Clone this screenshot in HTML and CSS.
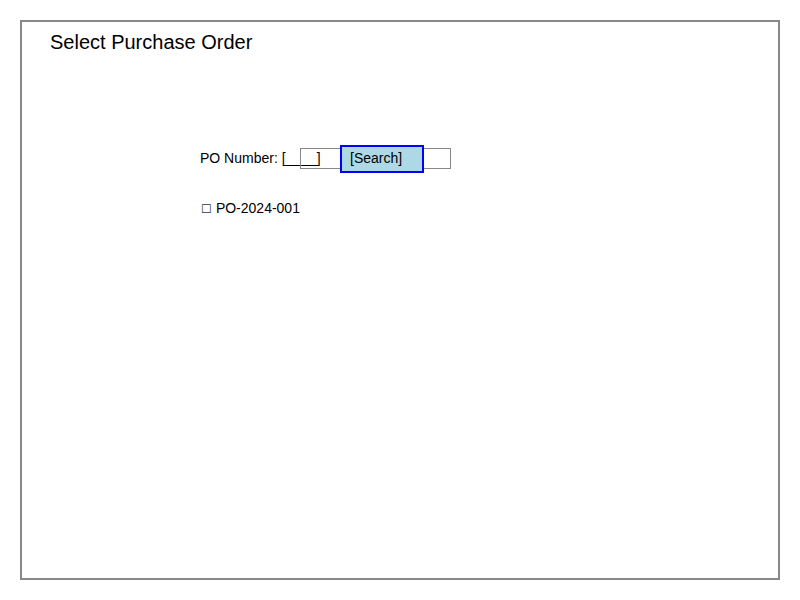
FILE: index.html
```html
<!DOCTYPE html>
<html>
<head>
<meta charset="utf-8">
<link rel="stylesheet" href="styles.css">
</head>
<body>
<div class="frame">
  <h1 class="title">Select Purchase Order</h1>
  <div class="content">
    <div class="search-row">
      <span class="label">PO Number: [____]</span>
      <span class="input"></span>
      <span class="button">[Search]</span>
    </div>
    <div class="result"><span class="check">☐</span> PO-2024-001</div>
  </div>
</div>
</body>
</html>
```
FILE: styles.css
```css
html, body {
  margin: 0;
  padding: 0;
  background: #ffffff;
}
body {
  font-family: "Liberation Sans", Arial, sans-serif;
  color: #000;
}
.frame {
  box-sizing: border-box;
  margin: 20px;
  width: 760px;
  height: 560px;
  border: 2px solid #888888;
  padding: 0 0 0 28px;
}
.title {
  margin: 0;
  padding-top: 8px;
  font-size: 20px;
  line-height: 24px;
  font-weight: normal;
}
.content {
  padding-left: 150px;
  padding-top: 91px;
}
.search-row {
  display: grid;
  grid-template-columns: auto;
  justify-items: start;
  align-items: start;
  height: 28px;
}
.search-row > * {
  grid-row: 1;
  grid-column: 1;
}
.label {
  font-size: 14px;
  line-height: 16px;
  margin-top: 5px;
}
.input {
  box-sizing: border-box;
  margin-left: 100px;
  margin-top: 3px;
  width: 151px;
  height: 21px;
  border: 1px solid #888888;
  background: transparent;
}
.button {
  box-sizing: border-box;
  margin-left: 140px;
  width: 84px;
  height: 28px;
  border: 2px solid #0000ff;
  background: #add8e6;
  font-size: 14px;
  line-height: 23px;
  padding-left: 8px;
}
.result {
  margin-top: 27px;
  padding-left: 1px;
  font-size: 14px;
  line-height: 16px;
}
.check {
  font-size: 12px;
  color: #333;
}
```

□ □ □

**WHAT NEEDS TO BE DONE:** Every line of the data should be copied as it stands, without the images.

**COMPLETE OUTPUT:**
Clone this screenshot in HTML and CSS.
FILE: index.html
```html
<!DOCTYPE html>
<html>
<head>
<meta charset="utf-8">
<link rel="stylesheet" href="styles.css">
</head>
<body>
<div class="frame">
  <h1 class="title">Select Purchase Order</h1>
  <div class="content">
    <div class="search-row">
      <span class="label">PO Number: [____]</span>
      <span class="input"></span>
      <span class="button">[Search]</span>
    </div>
    <div class="result"><span class="check">☐</span> PO-2024-001</div>
  </div>
</div>
</body>
</html>
```
FILE: styles.css
```css
html, body {
  margin: 0;
  padding: 0;
  background: #ffffff;
}
body {
  font-family: "Liberation Sans", Arial, sans-serif;
  color: #000;
}
.frame {
  box-sizing: border-box;
  margin: 20px;
  width: 760px;
  height: 560px;
  border: 2px solid #888888;
  padding: 0 0 0 28px;
}
.title {
  margin: 0;
  padding-top: 8px;
  font-size: 20px;
  line-height: 24px;
  font-weight: normal;
}
.content {
  padding-left: 150px;
  padding-top: 91px;
}
.search-row {
  display: grid;
  grid-template-columns: auto;
  justify-items: start;
  align-items: start;
  height: 28px;
}
.search-row > * {
  grid-row: 1;
  grid-column: 1;
}
.label {
  font-size: 14px;
  line-height: 16px;
  margin-top: 5px;
}
.input {
  box-sizing: border-box;
  margin-left: 100px;
  margin-top: 3px;
  width: 151px;
  height: 21px;
  border: 1px solid #888888;
  background: transparent;
}
.button {
  box-sizing: border-box;
  margin-left: 140px;
  width: 84px;
  height: 28px;
  border: 2px solid #0000ff;
  background: #add8e6;
  font-size: 14px;
  line-height: 23px;
  padding-left: 8px;
}
.result {
  margin-top: 27px;
  padding-left: 1px;
  font-size: 14px;
  line-height: 16px;
}
.check {
  font-size: 12px;
  color: #333;
}
```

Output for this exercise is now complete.